Eu égard à l’activité du contrôlé, le DPO aurait dû être associé, de manière formalisée et sur la base d’une fréquence définie, « au Comité de Direction, aux comités de coordination de projet, aux comités de nouveaux produits, aux comités sécurité ou tout autre comité jugé utile dans le cadre de la protection des données ».
La CNPD précise que la participation formalisée et systématique du DPO aux réunions pertinentes « constitue une mesure proportionnée afin d’assurer l’association du DPO à toutes les questions relatives à la protection des données personnelles ».
L’absence d’un plan de contrôle formalisé en matière de protection des données : un manquement à l’article 39.1. b) du RGPD
La CNPD considère qu’un organisme doit disposer d’un plan de contrôle formalisé et ce, même non encore exécuté. Cet outil permet au DPO d’effectuer ses missions de contrôle de manière adéquate et d’en rapporter la preuve.
L’autorité relève néanmoins que la seule tenue d’un registre des traitements pris isolément ne suffit pas à démontrer la bonne exécution de la mission de contrôle.
Les enseignements des manquements écartés
Une expérience professionnelle de trois ans en matière de protection des données jugée proportionnée (Art. 37.5 du RGPD).
En l’espèce, le contrôleur s’attendait à ce que le DPO ait au minimum trois ans d’expérience professionnelle en matière de protection des données. Lors du contrôle, faute d’information suffisante sur son parcours, les agents avaient conclu que celui-ci ne présentait pas un niveau d’expertise « proportionné à la sensibilité, à la complexité et au volume des données traitées par un organisme ». Cependant, les informations fournies ultérieurement ont permis de justifier d’une « expertise suffisante et adaptée aux besoins du responsable de traitement en matière de protection des données ».
Il apparaît donc que le DPO doit justifier d’une expertise particulière antérieure en matière de protection des données personnelles.

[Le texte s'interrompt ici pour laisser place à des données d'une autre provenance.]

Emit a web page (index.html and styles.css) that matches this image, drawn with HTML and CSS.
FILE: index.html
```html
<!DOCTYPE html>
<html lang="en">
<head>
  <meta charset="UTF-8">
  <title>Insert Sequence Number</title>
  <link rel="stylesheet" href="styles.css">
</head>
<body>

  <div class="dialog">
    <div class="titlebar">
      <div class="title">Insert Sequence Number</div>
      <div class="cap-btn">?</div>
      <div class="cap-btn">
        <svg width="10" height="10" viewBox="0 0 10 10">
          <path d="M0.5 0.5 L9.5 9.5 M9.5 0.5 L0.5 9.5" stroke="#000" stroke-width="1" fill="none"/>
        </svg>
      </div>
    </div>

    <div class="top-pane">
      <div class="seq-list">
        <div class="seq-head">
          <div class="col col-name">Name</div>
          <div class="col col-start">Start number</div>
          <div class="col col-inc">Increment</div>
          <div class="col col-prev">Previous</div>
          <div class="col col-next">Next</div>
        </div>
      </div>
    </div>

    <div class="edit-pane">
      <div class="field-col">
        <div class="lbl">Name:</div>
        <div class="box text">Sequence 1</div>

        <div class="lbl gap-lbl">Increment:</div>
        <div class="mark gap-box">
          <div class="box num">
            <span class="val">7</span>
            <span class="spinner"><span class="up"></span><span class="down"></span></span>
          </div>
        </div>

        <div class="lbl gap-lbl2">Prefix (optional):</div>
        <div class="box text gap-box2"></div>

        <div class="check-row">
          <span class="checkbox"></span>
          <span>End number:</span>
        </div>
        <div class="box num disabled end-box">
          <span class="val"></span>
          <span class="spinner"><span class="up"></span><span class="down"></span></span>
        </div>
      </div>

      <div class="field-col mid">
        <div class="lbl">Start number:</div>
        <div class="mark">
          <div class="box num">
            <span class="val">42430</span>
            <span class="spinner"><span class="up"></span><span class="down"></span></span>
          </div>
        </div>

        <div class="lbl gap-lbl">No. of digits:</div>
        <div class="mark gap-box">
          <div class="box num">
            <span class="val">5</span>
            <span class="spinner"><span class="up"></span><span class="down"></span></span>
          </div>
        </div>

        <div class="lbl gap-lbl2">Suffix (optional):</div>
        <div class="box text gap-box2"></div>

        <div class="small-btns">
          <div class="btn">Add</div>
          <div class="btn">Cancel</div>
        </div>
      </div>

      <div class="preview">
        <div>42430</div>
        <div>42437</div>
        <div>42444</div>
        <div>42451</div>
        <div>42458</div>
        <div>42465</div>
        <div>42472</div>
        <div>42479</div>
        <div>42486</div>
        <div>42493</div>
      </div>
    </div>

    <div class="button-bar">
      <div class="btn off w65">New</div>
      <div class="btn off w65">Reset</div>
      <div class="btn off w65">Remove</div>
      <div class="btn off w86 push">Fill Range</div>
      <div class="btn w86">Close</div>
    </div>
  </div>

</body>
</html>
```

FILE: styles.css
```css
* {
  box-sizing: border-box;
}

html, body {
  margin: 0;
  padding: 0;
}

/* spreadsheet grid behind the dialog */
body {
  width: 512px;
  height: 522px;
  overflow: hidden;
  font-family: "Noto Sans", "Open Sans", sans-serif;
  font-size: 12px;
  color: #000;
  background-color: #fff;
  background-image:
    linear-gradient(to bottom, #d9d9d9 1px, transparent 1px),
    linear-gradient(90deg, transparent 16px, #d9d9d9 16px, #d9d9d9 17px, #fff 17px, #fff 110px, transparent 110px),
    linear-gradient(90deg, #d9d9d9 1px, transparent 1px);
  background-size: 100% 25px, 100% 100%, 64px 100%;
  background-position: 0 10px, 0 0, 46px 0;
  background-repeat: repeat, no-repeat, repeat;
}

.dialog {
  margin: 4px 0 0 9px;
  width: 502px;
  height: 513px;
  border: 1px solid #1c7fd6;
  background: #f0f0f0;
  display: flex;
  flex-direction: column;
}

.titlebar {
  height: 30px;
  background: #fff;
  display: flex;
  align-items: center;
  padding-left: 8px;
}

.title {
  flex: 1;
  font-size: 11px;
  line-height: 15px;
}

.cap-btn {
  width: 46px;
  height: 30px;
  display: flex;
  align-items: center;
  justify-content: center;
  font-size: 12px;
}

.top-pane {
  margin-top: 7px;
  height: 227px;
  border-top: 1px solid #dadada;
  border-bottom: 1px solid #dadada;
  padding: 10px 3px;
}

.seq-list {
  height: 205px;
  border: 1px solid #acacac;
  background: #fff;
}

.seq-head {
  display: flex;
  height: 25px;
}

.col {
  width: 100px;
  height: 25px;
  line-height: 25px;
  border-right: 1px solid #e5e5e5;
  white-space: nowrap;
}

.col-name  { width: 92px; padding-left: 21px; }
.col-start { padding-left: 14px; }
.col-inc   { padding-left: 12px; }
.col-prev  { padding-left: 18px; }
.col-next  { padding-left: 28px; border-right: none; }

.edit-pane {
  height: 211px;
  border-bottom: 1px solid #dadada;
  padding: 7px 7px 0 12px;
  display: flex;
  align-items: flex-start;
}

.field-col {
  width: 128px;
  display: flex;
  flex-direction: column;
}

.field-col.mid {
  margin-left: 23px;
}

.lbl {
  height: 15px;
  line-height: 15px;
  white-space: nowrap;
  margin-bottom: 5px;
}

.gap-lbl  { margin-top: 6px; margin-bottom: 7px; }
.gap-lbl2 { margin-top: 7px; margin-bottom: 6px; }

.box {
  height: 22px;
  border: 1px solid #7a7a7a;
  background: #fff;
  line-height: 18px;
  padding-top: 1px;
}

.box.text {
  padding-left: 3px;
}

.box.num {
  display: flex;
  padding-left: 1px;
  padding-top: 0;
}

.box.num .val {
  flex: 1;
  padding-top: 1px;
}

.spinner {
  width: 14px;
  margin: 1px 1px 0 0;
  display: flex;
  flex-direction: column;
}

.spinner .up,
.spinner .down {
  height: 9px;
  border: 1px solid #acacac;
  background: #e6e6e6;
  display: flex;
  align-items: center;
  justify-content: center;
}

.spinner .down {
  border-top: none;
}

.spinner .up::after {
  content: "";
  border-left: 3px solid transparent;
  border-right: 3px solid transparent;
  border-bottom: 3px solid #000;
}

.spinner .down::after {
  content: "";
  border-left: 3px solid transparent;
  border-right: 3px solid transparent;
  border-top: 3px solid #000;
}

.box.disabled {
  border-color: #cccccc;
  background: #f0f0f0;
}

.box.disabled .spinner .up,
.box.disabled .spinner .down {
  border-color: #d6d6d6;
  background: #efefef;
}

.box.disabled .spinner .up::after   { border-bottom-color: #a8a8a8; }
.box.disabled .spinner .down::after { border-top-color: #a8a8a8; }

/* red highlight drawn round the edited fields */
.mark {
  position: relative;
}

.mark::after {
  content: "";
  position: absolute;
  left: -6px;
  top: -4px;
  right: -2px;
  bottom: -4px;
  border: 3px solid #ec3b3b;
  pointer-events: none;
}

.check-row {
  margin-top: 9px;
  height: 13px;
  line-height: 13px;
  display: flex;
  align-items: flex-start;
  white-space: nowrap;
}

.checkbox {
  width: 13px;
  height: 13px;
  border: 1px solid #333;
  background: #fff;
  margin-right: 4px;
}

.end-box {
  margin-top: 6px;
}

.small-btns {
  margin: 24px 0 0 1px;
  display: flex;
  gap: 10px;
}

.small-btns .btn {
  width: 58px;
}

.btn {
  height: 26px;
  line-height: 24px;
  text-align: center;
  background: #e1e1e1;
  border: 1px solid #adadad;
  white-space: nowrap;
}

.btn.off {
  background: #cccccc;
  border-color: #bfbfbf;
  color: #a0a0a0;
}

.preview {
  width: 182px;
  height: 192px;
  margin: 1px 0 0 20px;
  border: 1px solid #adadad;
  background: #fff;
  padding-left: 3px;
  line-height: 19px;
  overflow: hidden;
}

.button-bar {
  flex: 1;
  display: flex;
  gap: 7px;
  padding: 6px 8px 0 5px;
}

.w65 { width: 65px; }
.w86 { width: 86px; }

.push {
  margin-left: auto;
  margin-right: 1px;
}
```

Celle-ci doit être proportionnée à la sensibilité, à la complexité et au volume des données traitées par l’organisme concerné.
L’exigence d’un DPO à temps plein ainsi que d’un accès et du support d’autres services (juridique, informatique, sécurité, etc.) (Art. 38.3 du RGPD).
L’article 38.3 du RGPD exige que le DPO dispose des ressources nécessaires pour exercer ses missions. L’adéquation de la disponibilité du DPO et des services qui le soutiennent doit s’interpréter, en particulier, à la lumière de la taille de l’organisme.
Si le contrôleur avait retenu, en l’espèce, une insuffisance de ressources (0.7 ETP – équivalent temps plein), elle résultait de circonstances particulières que le contrôlé a pallié en renforçant ses ressources. Ce dernier a par ailleurs indiqué que le DPO serait prochainement de nouveau à temps plein. Pour toutes ces raisons, la formation restreinte n’a pas retenu ce manquement.
En conclusion
La simple nomination d’un DPO auprès de l’autorité de contrôle compétente, qu’il soit interne ou externe, est bien évidemment insuffisante. Les responsables de traitement ou sous-traitant doivent analyser leurs besoins préalablement à toute désignation d’un DPO. Cela permet d’identifier :
- les compétences requises et souhaités du DPO, ainsi que
- les ressources qui devront être allouées pour lui permettre de mener à bien sa mission.
La vigilance des acteurs de traitement s’impose, en particulier en cas d’externalisation du DPO. Celui-ci doit en effet pouvoir exercer l’intégralité des missions qui lui sont attribuées par le RGPD.
Les objectifs, qualités, missions et ressources d’un DPO doivent être déterminés et surtout formalisés à la lumière de :
- la taille,
- l’activité et
- le volume de données traitées.
Bien sûr, celles-ci doivent être revues régulièrement, conformément à l’évolution de leur activité.